For many Holocaust survivors, Shavuot was their first festival after liberation from concentration camp.
One of the first people to encounter the emaciated survivors was Rabbi Herschel Schacter (1917-2013), a young Brooklyn-born chaplain attached to General Patton’s Third Army. There is a famous photograph of him conducting services for hundreds of Jews in Buchenwald, probably taken on the first night of Shavuot.
One of the survivors who was there was Isaac Leo Kram (1921-2013). He later wrote about his Buchenwald experiences, and recalled what Rabbi Schacter had told them that night:
“[There will be] those who say, “I have suffered so much as a Jew until now, from now on I will cut myself off from my nation and from my religion!” …[but] do not despair and do not be quick to leave your people. Your personal fate is testimony to the fact that no person in the world can destroy our people. For thousands of years they have pursued us, in every generation they stand up against us to destroy us, and, nevertheless, we are alive! Believe in the eternity of our people! Place your hope in the eternity of the Jewish people – “the Eternal One of Israel does not lie” (I Samuel 15:29).”
Reading those words in a week during which the world’s most powerful nation formally recognized Jerusalem as the capital of the Jewish state while at the same time the terrorist group Hamas tried to overrun Israel by breaching the Gaza border so that a multitude of Palestinian murderers could run amok, I was struck by the fact that this counterintuitively optimistic streak is found at the heart of the Megillah we traditionally read during Shavuot.
The Book of Ruth is a confusing biblical text. Its inner meaning is obscured by the seemingly parochial nature of the storyline. Moreover, Ruth hardly seems like a dramatic tale of triumph in the face of adversity, like its counterpart, Esther. Nor is it a poetic or theological masterpiece, as are the parallel scriptural texts, Song of Songs and Ecclesiastes.
Besides, after reading through its four short chapters, one finds oneself wondering whether its lead character, Ruth, is demure and submissive, merely following her mother-in-law’s lead, or whether she is calculating and precocious, pushing all norms and boundaries to get what she wants. And what are we to make of her romantic conquest, Boaz? Or of the fact that this unlikely couple are the antecedents of the Royal House of David?
These, and various other puzzles, have preoccupied commentaries for millennia. The mere existence of the Book of Ruth as a separate narrative text in the Hebrew Scriptures is a clear indicator of its centrality in the the emergence of the Davidic monarchy, itself a primary component of Jewish identity, both in historical and contemporary terms. Getting to the core of who Ruth and Boaz are appears to be crucial if we are to truly understand the concept of a Messianic redeemer.

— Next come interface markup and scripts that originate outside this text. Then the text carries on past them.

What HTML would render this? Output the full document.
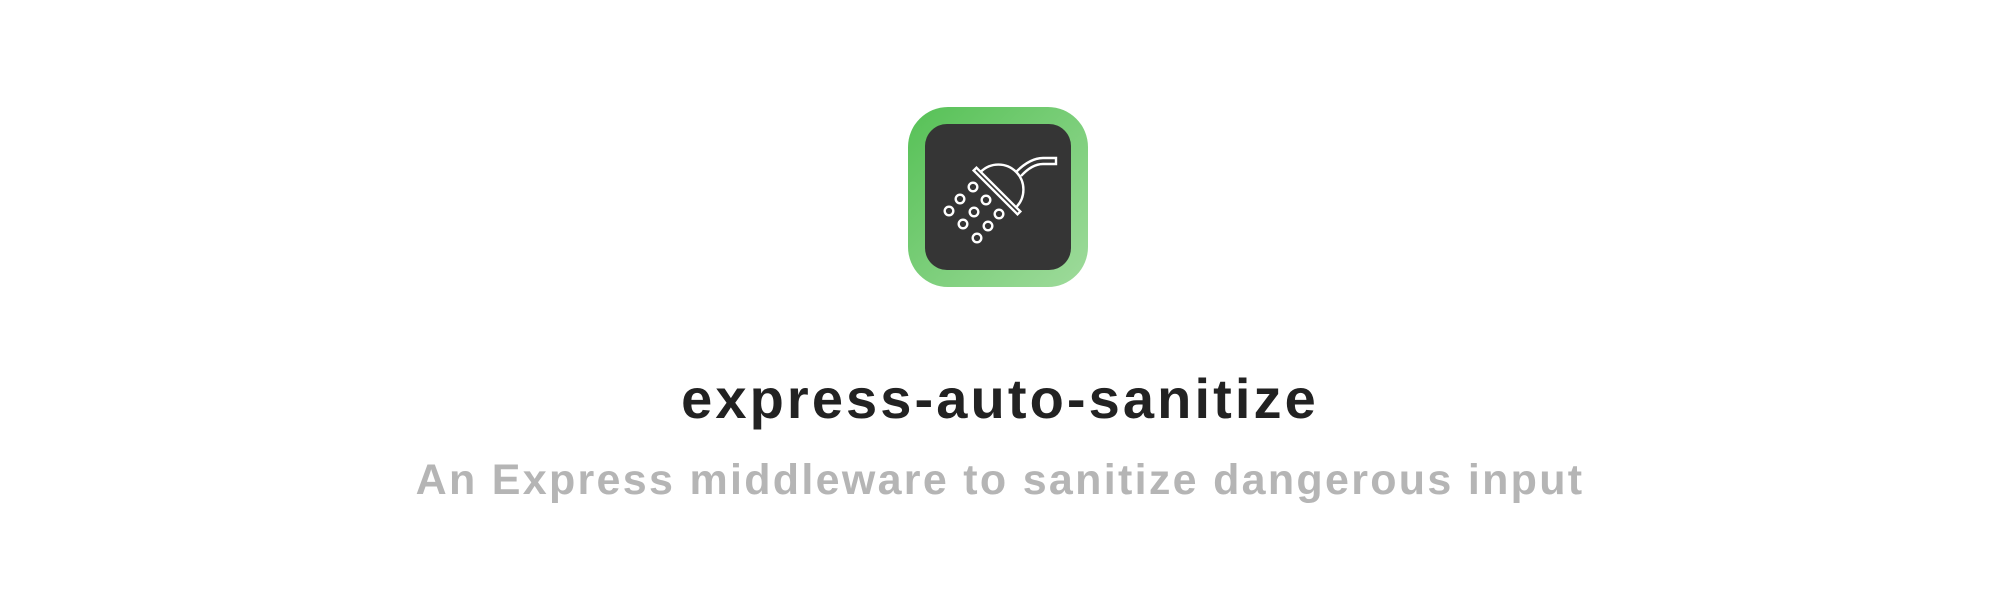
<!DOCTYPE html>
<html><head><style>
html,body{margin:0;padding:0;background:#fff;width:2000px;height:600px;overflow:hidden}
.icon{position:absolute;left:908px;top:107px;width:180px;height:180px;border-radius:40px;background:linear-gradient(135deg,#56c156,#9fdb9c)}
.inner{position:absolute;left:17px;top:17px;width:146px;height:146px;border-radius:22px;background:#353535}
.t{position:absolute;left:0;width:2000px;text-align:center;font-family:"Liberation Sans",sans-serif;white-space:nowrap;font-weight:bold}
.t1{top:366px;font-size:56px;color:#222;letter-spacing:3.1px}
.t2{top:456px;font-size:43px;color:#b5b5b5;letter-spacing:2.3px}
svg{position:absolute;left:0;top:0}
</style></head><body>
<div class="icon"><div class="inner"></div></div>
<svg width="2000" height="600" fill="none" stroke="#fff" stroke-width="2.4">
<g transform="rotate(45 997 191)">
<rect x="966" y="189" width="62" height="4"/>
<path d="M972 189 A25 25 0 0 1 1022 189"/>
</g>
<path d="M1016 172 Q1030 158 1043 158 L1056 158 L1056 164 L1043 164 Q1032 164 1021 176"/>
<g>
<circle cx="973" cy="187" r="4.3"/><circle cx="960" cy="199" r="4.3"/><circle cx="986" cy="200" r="4.3"/>
<circle cx="949" cy="211" r="4.3"/><circle cx="974" cy="212" r="4.3"/><circle cx="999" cy="214" r="4.3"/>
<circle cx="963" cy="224" r="4.3"/><circle cx="988" cy="226" r="4.3"/><circle cx="977" cy="238" r="4.3"/>
</g>
</svg>
<div class="t t1">express-auto-sanitize</div>
<div class="t t2">An Express middleware to sanitize dangerous input</div>
</body></html>
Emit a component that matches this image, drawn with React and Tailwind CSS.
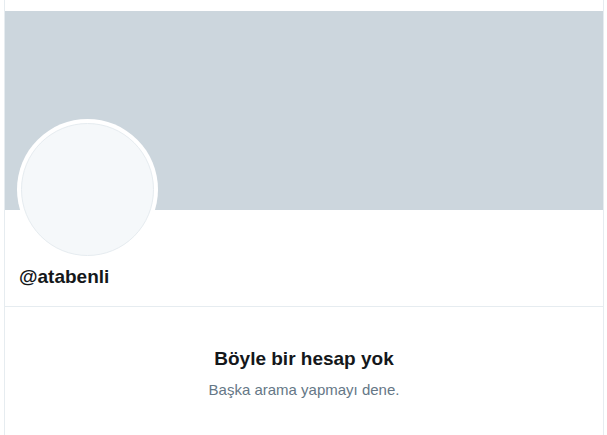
import React from "react";

const App = () => {
  return (
    <div className="min-h-[435px] w-[607px] bg-white font-['Liberation_Sans',Arial,sans-serif]">
      <div className="ml-[4px] w-[600px] min-h-[435px] border-x border-[#e6ecf0]">
        <div className="h-[11px]" />
        <div className="h-[199px] bg-[#ccd6dd]" />

        <div className="px-[12px]">
          <div className="-mt-[91px] h-[141px] w-[141px] rounded-full bg-white p-[4px]">
            <div className="h-full w-full rounded-full border border-[#e6ecf0] bg-[#f5f8fa]" />
          </div>
          <div className="mt-[4px] ml-[2px] pb-[17px] text-[19px] font-bold leading-[25px] text-[#14171a]">
            @atabenli
          </div>
        </div>

        <div className="border-t border-[#e6ecf0]" />

        <div className="flex flex-col items-center pt-[39px] text-center">
          <h2 className="text-[19px] font-bold leading-[25px] text-[#14171a]">
            Böyle bir hesap yok
          </h2>
          <p className="mt-[9px] text-[15px] leading-[20px] text-[#657786]">
            Başka arama yapmayı dene.
          </p>
        </div>
      </div>
    </div>
  );
};

export default App;
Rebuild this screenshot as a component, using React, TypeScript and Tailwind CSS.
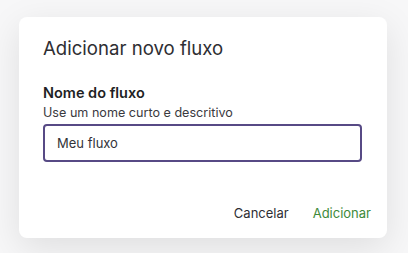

But rather than focus on the personalities of Ruth and Boaz, I would instead like to focus on a central character in the narrative who often gets overlooked, but whose role cannot be overemphasized.
I speak, of course, of Naomi – the impoverished widow of Elimelech, who returns home to Bethlehem after losing her husband and sons, only to discover that her late husband’s home and farmlands are no longer hers, as a result of the death of all the male members of her family. The only thing she has left are painful memories, and although she can count on the support of her devoted daughter-in-law, Ruth, this is tempered by the fact that Ruth is an outsider with little if any hope of ever becoming anyone’s wife and building a family and a future.
For all intents and purposes, Naomi is a woman whose life is over.
Naomi seems to be acutely aware of her plight, evident from her response to those who greet her by name as she arrives back in Bethlehem (Ruth 1:20):
אַל תִּקְרֶאנָה לִי נָעֳמִי קְרֶאןָ לִי מָרָא כִּי הֵמַר שַקַּי לִי מְאֹד “do not call me Naomi [‘pleasant’], call me Mara [‘bitter’], for God has made my lot very bitter.”
And yet, she never gives up, instead setting herself impossible aspirations. Although her daughter-in-law is from the despised Moabite nation, Naomi wants her to marry Elimelech’s nephew, Boaz, a wealthy landowner from the uppermost echelons of society. With quiet determination, Naomi sets the stage for this improbable “shidduch”, so that her misfortune can be reversed, and the hopelessness of her life replaced by success and meaningful hope for the future.
Confusingly, while her optimism and confidence seem utterly misplaced, her victory, when it occurs, seems almost inconsequential, certainly by comparison with stories like the one contained in the Book of Esther. In reality, however, the result of Naomi’s efforts is no less triumphant than the spectacular victory against Haman and his genocidal intentions.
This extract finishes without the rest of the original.